To do:
Exclude the pictures, then repeat the remaining data exactly.

Supplied material:
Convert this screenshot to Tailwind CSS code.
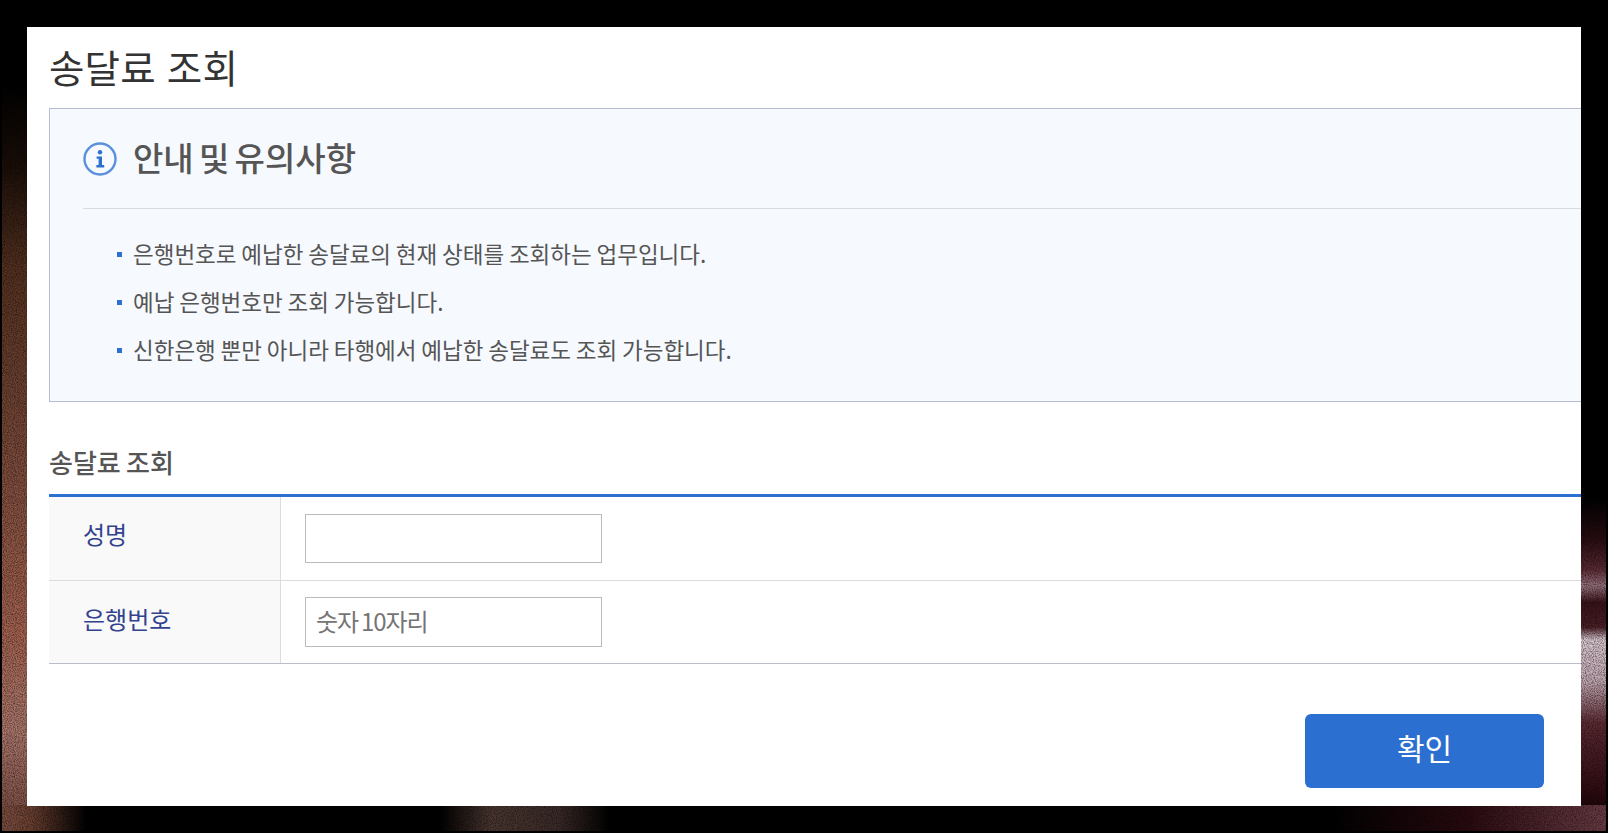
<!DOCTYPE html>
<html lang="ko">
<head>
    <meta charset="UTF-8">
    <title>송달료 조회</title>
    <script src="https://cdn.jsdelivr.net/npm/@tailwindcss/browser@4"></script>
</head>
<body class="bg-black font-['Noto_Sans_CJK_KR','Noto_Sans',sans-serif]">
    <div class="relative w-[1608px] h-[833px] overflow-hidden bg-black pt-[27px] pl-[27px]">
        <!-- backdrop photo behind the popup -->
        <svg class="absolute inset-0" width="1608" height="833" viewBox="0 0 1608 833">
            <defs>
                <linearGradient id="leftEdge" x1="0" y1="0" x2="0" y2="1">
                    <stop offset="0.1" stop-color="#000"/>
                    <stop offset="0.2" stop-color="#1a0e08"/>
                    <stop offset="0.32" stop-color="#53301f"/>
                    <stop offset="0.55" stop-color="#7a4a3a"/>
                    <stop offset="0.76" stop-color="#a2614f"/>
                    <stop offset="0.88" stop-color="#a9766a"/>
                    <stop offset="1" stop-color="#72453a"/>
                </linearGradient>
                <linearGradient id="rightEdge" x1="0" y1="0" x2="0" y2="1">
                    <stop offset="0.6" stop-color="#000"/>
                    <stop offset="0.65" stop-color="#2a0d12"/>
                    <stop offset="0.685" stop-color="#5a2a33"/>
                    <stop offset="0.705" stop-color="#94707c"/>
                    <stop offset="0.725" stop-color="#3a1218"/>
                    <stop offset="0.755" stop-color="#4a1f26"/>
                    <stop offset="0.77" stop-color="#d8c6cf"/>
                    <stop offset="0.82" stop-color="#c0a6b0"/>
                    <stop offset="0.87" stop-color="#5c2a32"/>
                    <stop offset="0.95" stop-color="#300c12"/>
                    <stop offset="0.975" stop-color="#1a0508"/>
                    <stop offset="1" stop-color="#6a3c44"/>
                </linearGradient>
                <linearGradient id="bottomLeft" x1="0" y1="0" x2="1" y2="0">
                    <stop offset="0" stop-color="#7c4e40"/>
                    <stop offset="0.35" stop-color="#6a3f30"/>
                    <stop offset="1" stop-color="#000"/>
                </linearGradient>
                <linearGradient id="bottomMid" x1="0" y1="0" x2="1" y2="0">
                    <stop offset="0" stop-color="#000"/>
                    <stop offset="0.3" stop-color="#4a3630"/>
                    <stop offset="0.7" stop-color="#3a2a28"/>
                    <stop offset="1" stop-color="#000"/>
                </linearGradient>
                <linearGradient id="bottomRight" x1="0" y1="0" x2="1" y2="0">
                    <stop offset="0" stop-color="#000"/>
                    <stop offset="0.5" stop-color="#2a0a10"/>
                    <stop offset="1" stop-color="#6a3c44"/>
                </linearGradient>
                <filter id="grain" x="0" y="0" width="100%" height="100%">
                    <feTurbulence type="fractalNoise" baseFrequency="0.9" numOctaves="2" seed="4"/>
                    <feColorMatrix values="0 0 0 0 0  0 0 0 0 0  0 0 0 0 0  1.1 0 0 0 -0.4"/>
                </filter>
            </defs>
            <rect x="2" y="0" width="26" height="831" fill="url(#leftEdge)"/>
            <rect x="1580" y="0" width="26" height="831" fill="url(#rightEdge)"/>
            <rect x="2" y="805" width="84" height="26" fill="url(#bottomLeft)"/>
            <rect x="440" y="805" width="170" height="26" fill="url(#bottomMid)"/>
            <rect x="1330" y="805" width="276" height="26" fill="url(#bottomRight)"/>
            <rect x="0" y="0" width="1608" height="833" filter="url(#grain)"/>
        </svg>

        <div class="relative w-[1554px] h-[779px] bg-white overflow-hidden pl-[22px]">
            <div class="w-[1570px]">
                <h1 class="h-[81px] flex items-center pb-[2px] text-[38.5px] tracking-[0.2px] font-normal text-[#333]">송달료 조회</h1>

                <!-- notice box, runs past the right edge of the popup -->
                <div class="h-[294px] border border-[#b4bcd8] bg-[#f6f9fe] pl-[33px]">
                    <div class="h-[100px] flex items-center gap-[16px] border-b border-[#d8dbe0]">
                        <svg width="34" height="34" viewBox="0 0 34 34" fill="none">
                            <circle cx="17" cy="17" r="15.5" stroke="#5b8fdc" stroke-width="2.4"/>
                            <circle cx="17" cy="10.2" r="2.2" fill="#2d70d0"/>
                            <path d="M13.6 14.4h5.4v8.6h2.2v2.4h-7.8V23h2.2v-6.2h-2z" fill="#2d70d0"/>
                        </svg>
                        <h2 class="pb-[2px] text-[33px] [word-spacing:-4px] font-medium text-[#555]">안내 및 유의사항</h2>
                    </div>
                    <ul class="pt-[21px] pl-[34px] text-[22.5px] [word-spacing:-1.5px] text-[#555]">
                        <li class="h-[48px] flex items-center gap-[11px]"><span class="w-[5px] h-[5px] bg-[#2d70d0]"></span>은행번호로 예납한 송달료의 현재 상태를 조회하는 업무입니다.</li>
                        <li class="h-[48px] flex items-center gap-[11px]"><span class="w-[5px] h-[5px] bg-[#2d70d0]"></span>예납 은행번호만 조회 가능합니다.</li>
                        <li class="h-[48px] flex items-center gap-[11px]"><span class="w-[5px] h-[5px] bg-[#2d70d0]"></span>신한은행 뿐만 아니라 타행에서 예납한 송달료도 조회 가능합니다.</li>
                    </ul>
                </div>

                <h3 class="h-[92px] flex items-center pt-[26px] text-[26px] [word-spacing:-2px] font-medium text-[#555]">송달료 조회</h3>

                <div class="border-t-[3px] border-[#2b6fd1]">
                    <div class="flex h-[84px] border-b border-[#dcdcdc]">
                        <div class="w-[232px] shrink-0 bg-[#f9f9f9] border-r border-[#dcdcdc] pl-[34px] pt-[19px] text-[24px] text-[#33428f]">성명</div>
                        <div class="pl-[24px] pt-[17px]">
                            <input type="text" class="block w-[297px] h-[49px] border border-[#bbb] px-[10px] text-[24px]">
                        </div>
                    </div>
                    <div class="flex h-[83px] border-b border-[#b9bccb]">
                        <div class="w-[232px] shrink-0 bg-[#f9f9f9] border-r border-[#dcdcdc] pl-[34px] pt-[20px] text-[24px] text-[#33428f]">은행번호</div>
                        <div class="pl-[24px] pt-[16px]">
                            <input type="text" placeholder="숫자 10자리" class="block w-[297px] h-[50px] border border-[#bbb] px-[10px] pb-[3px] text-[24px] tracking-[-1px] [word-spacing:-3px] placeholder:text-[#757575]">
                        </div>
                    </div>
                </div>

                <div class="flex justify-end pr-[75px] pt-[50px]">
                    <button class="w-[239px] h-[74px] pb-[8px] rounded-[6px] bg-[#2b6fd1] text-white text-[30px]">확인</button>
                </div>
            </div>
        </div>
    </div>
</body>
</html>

Exercise solution:
Convert this screenshot to Tailwind CSS code.
<!DOCTYPE html>
<html lang="ko">
<head>
    <meta charset="UTF-8">
    <title>송달료 조회</title>
    <script src="https://cdn.jsdelivr.net/npm/@tailwindcss/browser@4"></script>
</head>
<body class="bg-black font-['Noto_Sans_CJK_KR','Noto_Sans',sans-serif]">
    <div class="relative w-[1608px] h-[833px] overflow-hidden bg-black pt-[27px] pl-[27px]">
        <!-- backdrop photo behind the popup -->
        <svg class="absolute inset-0" width="1608" height="833" viewBox="0 0 1608 833">
            <defs>
                <linearGradient id="leftEdge" x1="0" y1="0" x2="0" y2="1">
                    <stop offset="0.1" stop-color="#000"/>
                    <stop offset="0.2" stop-color="#1a0e08"/>
                    <stop offset="0.32" stop-color="#53301f"/>
                    <stop offset="0.55" stop-color="#7a4a3a"/>
                    <stop offset="0.76" stop-color="#a2614f"/>
                    <stop offset="0.88" stop-color="#a9766a"/>
                    <stop offset="1" stop-color="#72453a"/>
                </linearGradient>
                <linearGradient id="rightEdge" x1="0" y1="0" x2="0" y2="1">
                    <stop offset="0.6" stop-color="#000"/>
                    <stop offset="0.65" stop-color="#2a0d12"/>
                    <stop offset="0.685" stop-color="#5a2a33"/>
                    <stop offset="0.705" stop-color="#94707c"/>
                    <stop offset="0.725" stop-color="#3a1218"/>
                    <stop offset="0.755" stop-color="#4a1f26"/>
                    <stop offset="0.77" stop-color="#d8c6cf"/>
                    <stop offset="0.82" stop-color="#c0a6b0"/>
                    <stop offset="0.87" stop-color="#5c2a32"/>
                    <stop offset="0.95" stop-color="#300c12"/>
                    <stop offset="0.975" stop-color="#1a0508"/>
                    <stop offset="1" stop-color="#6a3c44"/>
                </linearGradient>
                <linearGradient id="bottomLeft" x1="0" y1="0" x2="1" y2="0">
                    <stop offset="0" stop-color="#7c4e40"/>
                    <stop offset="0.35" stop-color="#6a3f30"/>
                    <stop offset="1" stop-color="#000"/>
                </linearGradient>
                <linearGradient id="bottomMid" x1="0" y1="0" x2="1" y2="0">
                    <stop offset="0" stop-color="#000"/>
                    <stop offset="0.3" stop-color="#4a3630"/>
                    <stop offset="0.7" stop-color="#3a2a28"/>
                    <stop offset="1" stop-color="#000"/>
                </linearGradient>
                <linearGradient id="bottomRight" x1="0" y1="0" x2="1" y2="0">
                    <stop offset="0" stop-color="#000"/>
                    <stop offset="0.5" stop-color="#2a0a10"/>
                    <stop offset="1" stop-color="#6a3c44"/>
                </linearGradient>
                <filter id="grain" x="0" y="0" width="100%" height="100%">
                    <feTurbulence type="fractalNoise" baseFrequency="0.9" numOctaves="2" seed="4"/>
                    <feColorMatrix values="0 0 0 0 0  0 0 0 0 0  0 0 0 0 0  1.1 0 0 0 -0.4"/>
                </filter>
            </defs>
            <rect x="2" y="0" width="26" height="831" fill="url(#leftEdge)"/>
            <rect x="1580" y="0" width="26" height="831" fill="url(#rightEdge)"/>
            <rect x="2" y="805" width="84" height="26" fill="url(#bottomLeft)"/>
            <rect x="440" y="805" width="170" height="26" fill="url(#bottomMid)"/>
            <rect x="1330" y="805" width="276" height="26" fill="url(#bottomRight)"/>
            <rect x="0" y="0" width="1608" height="833" filter="url(#grain)"/>
        </svg>

        <div class="relative w-[1554px] h-[779px] bg-white overflow-hidden pl-[22px]">
            <div class="w-[1570px]">
                <h1 class="h-[81px] flex items-center pb-[2px] text-[38.5px] tracking-[0.2px] font-normal text-[#333]">송달료 조회</h1>

                <!-- notice box, runs past the right edge of the popup -->
                <div class="h-[294px] border border-[#b4bcd8] bg-[#f6f9fe] pl-[33px]">
                    <div class="h-[100px] flex items-center gap-[16px] border-b border-[#d8dbe0]">
                        <svg width="34" height="34" viewBox="0 0 34 34" fill="none">
                            <circle cx="17" cy="17" r="15.5" stroke="#5b8fdc" stroke-width="2.4"/>
                            <circle cx="17" cy="10.2" r="2.2" fill="#2d70d0"/>
                            <path d="M13.6 14.4h5.4v8.6h2.2v2.4h-7.8V23h2.2v-6.2h-2z" fill="#2d70d0"/>
                        </svg>
                        <h2 class="pb-[2px] text-[33px] [word-spacing:-4px] font-medium text-[#555]">안내 및 유의사항</h2>
                    </div>
                    <ul class="pt-[21px] pl-[34px] text-[22.5px] [word-spacing:-1.5px] text-[#555]">
                        <li class="h-[48px] flex items-center gap-[11px]"><span class="w-[5px] h-[5px] bg-[#2d70d0]"></span>은행번호로 예납한 송달료의 현재 상태를 조회하는 업무입니다.</li>
                        <li class="h-[48px] flex items-center gap-[11px]"><span class="w-[5px] h-[5px] bg-[#2d70d0]"></span>예납 은행번호만 조회 가능합니다.</li>
                        <li class="h-[48px] flex items-center gap-[11px]"><span class="w-[5px] h-[5px] bg-[#2d70d0]"></span>신한은행 뿐만 아니라 타행에서 예납한 송달료도 조회 가능합니다.</li>
                    </ul>
                </div>

                <h3 class="h-[92px] flex items-center pt-[26px] text-[26px] [word-spacing:-2px] font-medium text-[#555]">송달료 조회</h3>

                <div class="border-t-[3px] border-[#2b6fd1]">
                    <div class="flex h-[84px] border-b border-[#dcdcdc]">
                        <div class="w-[232px] shrink-0 bg-[#f9f9f9] border-r border-[#dcdcdc] pl-[34px] pt-[19px] text-[24px] text-[#33428f]">성명</div>
                        <div class="pl-[24px] pt-[17px]">
                            <input type="text" class="block w-[297px] h-[49px] border border-[#bbb] px-[10px] text-[24px]">
                        </div>
                    </div>
                    <div class="flex h-[83px] border-b border-[#b9bccb]">
                        <div class="w-[232px] shrink-0 bg-[#f9f9f9] border-r border-[#dcdcdc] pl-[34px] pt-[20px] text-[24px] text-[#33428f]">은행번호</div>
                        <div class="pl-[24px] pt-[16px]">
                            <input type="text" placeholder="숫자 10자리" class="block w-[297px] h-[50px] border border-[#bbb] px-[10px] pb-[3px] text-[24px] tracking-[-1px] [word-spacing:-3px] placeholder:text-[#757575]">
                        </div>
                    </div>
                </div>

                <div class="flex justify-end pr-[75px] pt-[50px]">
                    <button class="w-[239px] h-[74px] pb-[8px] rounded-[6px] bg-[#2b6fd1] text-white text-[30px]">확인</button>
                </div>
            </div>
        </div>
    </div>
</body>
</html>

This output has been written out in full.